What about setting a date, e.g. all three hundred pop in on such and such a day and say hello? Lol. It might slow the forum down immensely, but it'll be fun. 

Thanks to everyone who makes this site a fountain of knowledge. I know I would be lost without people who share my fascination with 'tiels.


----------



## Kfontan

Could the site be able to handle that much traffic at once?


----------



## Plukie

Could the moderators handle that much traffic at once?:wacko:


----------



## Sophia

It would be mad! Posts every second! Just the thought!  :lol:


----------



## Nutmeg

thats a big number !
Congrats  
I think i just uppered the number by 1


----------



## SunnyCockatiel

*Ha!Almost lost one.*

Had to rebuild my computer and didnt have this link saved... 

I did a search for my e-mail address and it came up that I posted here!

THANK GOD! 

I am back! 

I LOVE IT HERE. And have now posted this on my website and all new buyers get a welcome package from me with this site in it!


----------



## feathers

yay!! 300+200=500 that whould be great


----------



## Will

We now got 354 members


----------



## AniBudgie

That would be nice.


----------



## sweetrsue

I know I have referred people who used to be on the forum I used to visit. One lady said she had been embarrased by mean comments from members making fun of her breeders' house after she posted pictures of her baby to be. Then the breeder saw the posts. I told her how nice people were here and how they were more likely to help without passing judgment or assuming you knew nothing. I did NOT post your address on that site 'cause frankly if those people ended up here I would look for another place to be. You know, when I tried to google you, you don't come up! Talk Budgies does though. Anyway... Glad to be here!


----------



## Bea

Thanks for referring people!  That's one of the best ways for us to get friendly and helpful members joining up.


----------



## bigmikey36

YAY US 350 members strong thats so awesome. Thats for no other reason than the wonderful people who run and frequent the board, who love their birds and are willing to share their advise to people like me who occasionally feel overwhelmed with one bird or anothers problems. Thank you all so very much for being here. To the new members from myself and kim welcome, and to the members especially sweetrsue thank you so much for all your help and you may never know how glad we are that we found you all.

Mikey


----------



## bigmikey36

7 more users and we hit the 400 mark!!!!! YAY us, you guys are awesome and this is a great forum to be a part of

Mikey


----------



## Bea

Thanks for the great comment!  I've been watching the member count going up the last couple of weeks, it's so great to have so many new faces.


----------



## sweetrsue

I think the numbers always jump at voting time. Don't they?


----------



## bigmikey36

surely nobody would do that just to win a prize from here would they???


----------



## Bea

There's no real prize, just bragging rights.  I haven't noticed that link but you could be right of course. 

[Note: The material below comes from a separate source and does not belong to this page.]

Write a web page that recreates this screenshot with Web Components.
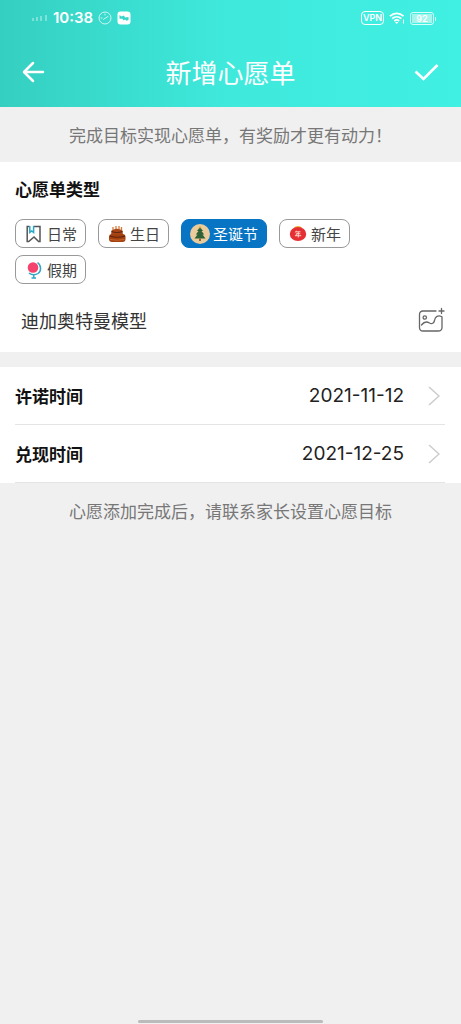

We've hit 400 members now!


----------



## Sophia

:thumbu: Yay! 400 members!


----------



## AngelsMom

That's really, really cool! 300 members! 

:rofl:
 :thumbu:

Yeah I'm so excited! hello!


----------



## allen

hmmmmm just think what it would be like with 1000 members


----------



## sweetrsue

We wouldn't be able to get a post in edgewise.


----------



## bigmikey36

even at 1000 members we'll still get our say hehehe


----------